Domagająca się przełożenia wyborów opozycja domaga się w istocie wprowadzenia stanu nadzwyczajnego. W grę wchodzi rzecz jasna albo stan wyjątkowy, albo stan klęski żywiołowej; stan wojenny z powodów oczywistych należy wykluczyć.
Zgodnie z ustawą z 2017 roku o stanie klęski żywiołowej, stan ten „wprowadza się na czas oznaczony, niezbędny dla zapobieżenia skutkom klęski żywiołowej lub ich usunięcia, nie dłuższy niż 30 dni”. Może on zostać przedłużony „na czas oznaczony, w drodze rozporządzenia Rady Ministrów, po wyrażeniu przez Sejm zgody na to przedłużenie”.
Z kolei stan wyjątkowy (obejmujący także sytuację zagrożenia bezpieczeństwa obywateli) zgodnie z ustawą z 21 czerwca 2002 roku wprowadza prezydent na wniosek Rady Ministrów „na czas oznaczony nie dłuższy niż 90 dni”. Prezydent może, w drodze rozporządzenia, przedłużyć czas trwania stanu wyjątkowego na okres nie dłuższy niż 60 dni.
Zgodnie z punktem 7. artykułu nr 228 konstytucji, opisującego stany nadzwyczajne:
W czasie stanu nadzwyczajnego oraz w ciągu 90 dni po jego zakończeniu nie może być skrócona kadencja Sejmu, przeprowadzane referendum ogólnokrajowe, nie mogą być przeprowadzane wybory do Sejmu, Senatu, organów samorządu terytorialnego oraz wybory Prezydenta Rzeczypospolitej, a kadencje tych organów ulegają odpowiedniemu przedłużeniu.
To ważne: w konstytucji nie ma zapisu, który stwierdzałby, że proces wyborczy zostaje unieważniony w wyniku ogłoszenia stanu wyjątkowego. To nigdzie nie pada. Nie ma żadnego domniemania, że trzeba wszystko - a więc np. rejestrację kandydatów - rozpoczynać od nowa. Zapewne w tej sprawie musiałby więc wypowiedzieć się Trybunał Konstytucyjny. A to w obecnej sytuacji sprawa bardziej niż kluczowa. Opozycja wzywająca do przełożenia głosowania chce bowiem przy okazji wymienić głównego kandydata, który wyraźnie nie podołał wyzwaniu.
Co więcej, wskazany w konstytucji okres 90 dni, które muszą upłynąć między zakończeniem stanu nadzwyczajnego a wyborami sprawa, że nie można mówić o braku normalnej kampanii wyborczej w takiej sytuacji.
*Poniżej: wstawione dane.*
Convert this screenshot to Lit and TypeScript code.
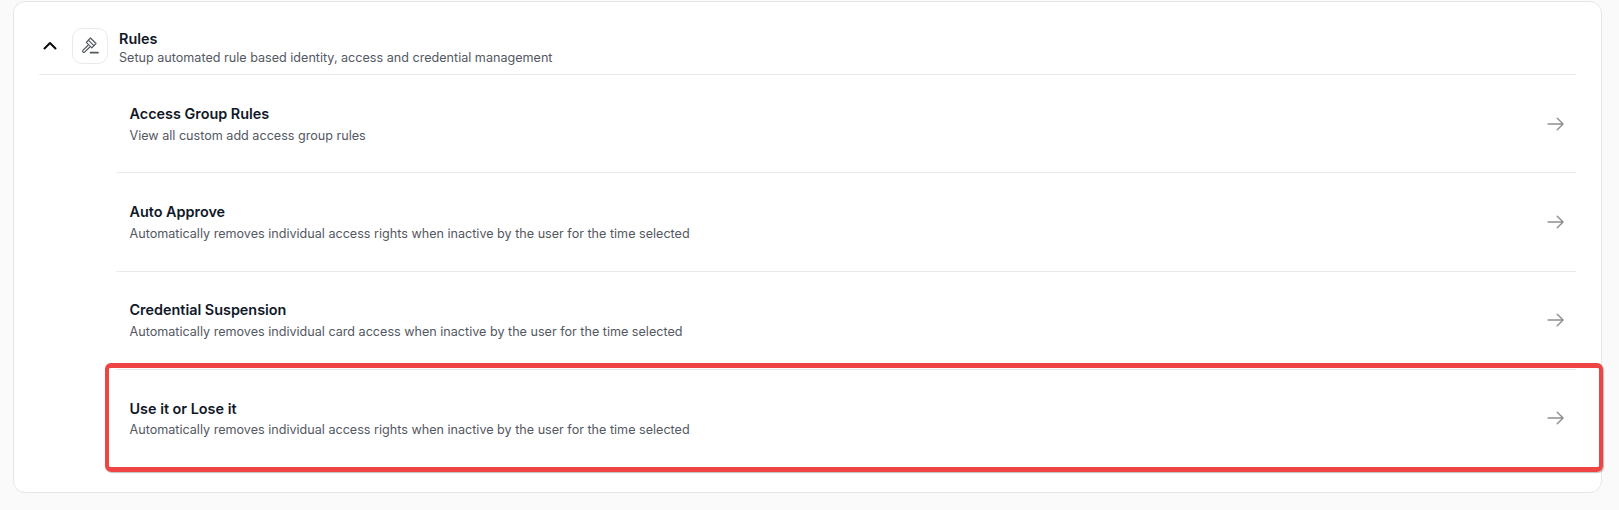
import { LitElement, css, html, svg } from "lit";
import { customElement } from "lit/decorators.js";

const rules = [
  { title: "Access Group Rules", text: "View all custom add access group rules" },
  { title: "Auto Approve", text: "Automatically removes individual access rights when inactive by the user for the time selected" },
  { title: "Credential Suspension", text: "Automatically removes individual card access when inactive by the user for the time selected" },
  { title: "Use it or Lose it", text: "Automatically removes individual access rights when inactive by the user for the time selected" },
];

const arrow = svg`<path d="M2.500 12h18M13.500 5l7 7-7 7" fill="none" stroke="currentColor" stroke-width="1.700" stroke-linecap="round" stroke-linejoin="round"/>`;

@customElement("app-root")
export class AppRoot extends LitElement {
  static styles = css`
    :host {
      display: block;
      height: 510px;
      box-sizing: border-box;
      padding: 1px 17px 0 13px;
      background: #fafafa;
      font-family: Inter, "Noto Sans", sans-serif;
      color: #101828;
      overflow: hidden;
    }

    .card {
      position: relative;
      height: 492px;
      box-sizing: border-box;
      padding: 0 25px;
      background: #fff;
      border: 1px solid #e6e6e6;
      border-radius: 12px;
    }

    .head {
      display: flex;
      align-items: center;
      height: 73px;
      box-sizing: border-box;
      padding-top: 16px;
      border-bottom: 1px solid #e9eaeb;
    }

    .chevron {
      width: 18px;
      height: 18px;
      margin-left: 2px;
      margin-right: 13px;
      color: #0a0a0a;
    }

    .icon-box {
      display: flex;
      align-items: center;
      justify-content: center;
      width: 36px;
      height: 36px;
      box-sizing: border-box;
      margin-right: 11px;
      border: 1px solid #e9eaeb;
      border-radius: 10px;
      color: #535862;
    }

    .icon-box svg {
      width: 20px;
      height: 20px;
    }

    .name {
      font-size: 14.400px;
      font-weight: 600;
      line-height: 20px;
    }

    .desc {
      font-size: 12.600px;
      line-height: 16px;
      color: #535862;
    }

    .head .text {
      padding-top: 2px;
    }

    .head .name {
      margin-bottom: 1px;
    }

    .rows {
      margin-left: 77px;
    }

    .row {
      display: flex;
      align-items: center;
      justify-content: space-between;
      height: 98.300px;
      box-sizing: border-box;
      padding: 0 10px 0 13.500px;
      border-bottom: 1px solid #e9eaeb;
    }

    .row:last-child {
      padding-bottom: 2px;
      border-bottom: none;
    }

    .row .name {
      margin-bottom: 4px;
    }

    .row:last-child .name {
      margin-bottom: 3px;
    }

    .arrow {
      width: 20px;
      height: 20px;
      color: #8f8f8f;
    }

    .highlight {
      position: absolute;
      left: 91px;
      top: 361px;
      width: 1498px;
      height: 109px;
      box-sizing: border-box;
      border-style: solid;
      border-color: #ef4444;
      border-width: 5px 4px;
      border-radius: 6px;
      box-shadow: 1px 1px 1px rgba(0, 0, 0, 0.25);
      pointer-events: none;
    }
  `;

  render() {
    return html`
      <div class="card">
        <div class="head">
          <svg class="chevron" viewBox="0 0 18 18">
            <path d="M3.500 11.500 9 6l5.500 5.500" fill="none" stroke="currentColor" stroke-width="2" stroke-linecap="round" stroke-linejoin="round"/>
          </svg>
          <div class="icon-box">
            <svg viewBox="0 0 20 20" fill="none" stroke="currentColor" stroke-width="1.200" stroke-linejoin="round" stroke-linecap="round">
              <path d="M10.500 2 16 7.500l-4.200 4.300L6.300 6.300Z"/>
              <path d="M8.300 4.200 13.800 9.700"/>
              <path d="M7.800 9.500 2.900 14.400a1.100 1.100 0 0 0 0 1.500l.2.200a1.100 1.100 0 0 0 1.500 0L9.600 11.200"/>
              <path d="M10.500 16.700h7.500" stroke-width="1.700"/>
            </svg>
          </div>
          <div class="text">
            <div class="name">Rules</div>
            <div class="desc">Setup automated rule based identity, access and credential management</div>
          </div>
        </div>
        <div class="rows">
          ${rules.map(
            (r) => html`
              <div class="row">
                <div>
                  <div class="name">${r.title}</div>
                  <div class="desc">${r.text}</div>
                </div>
                <svg class="arrow" viewBox="0 0 24 24">${arrow}</svg>
              </div>
            `
          )}
        </div>
        <div class="highlight"></div>
      </div>
    `;
  }
}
Ona będzie - nawet jeśli wybory zostaną przełożone, i nawet jeśli wystartuje w niej ta sama pula kandydatów.
PS. Wołająca o wprowadzenie stanu nadzwyczajnego opozycja nie przeczytała chyba ustawy o stanie wyjątkowym. Gdyby przeczytała, nie byłaby z pewnością tak bardzo skłonna powierzać tak potężnej władzy w ręce obecnego rządu.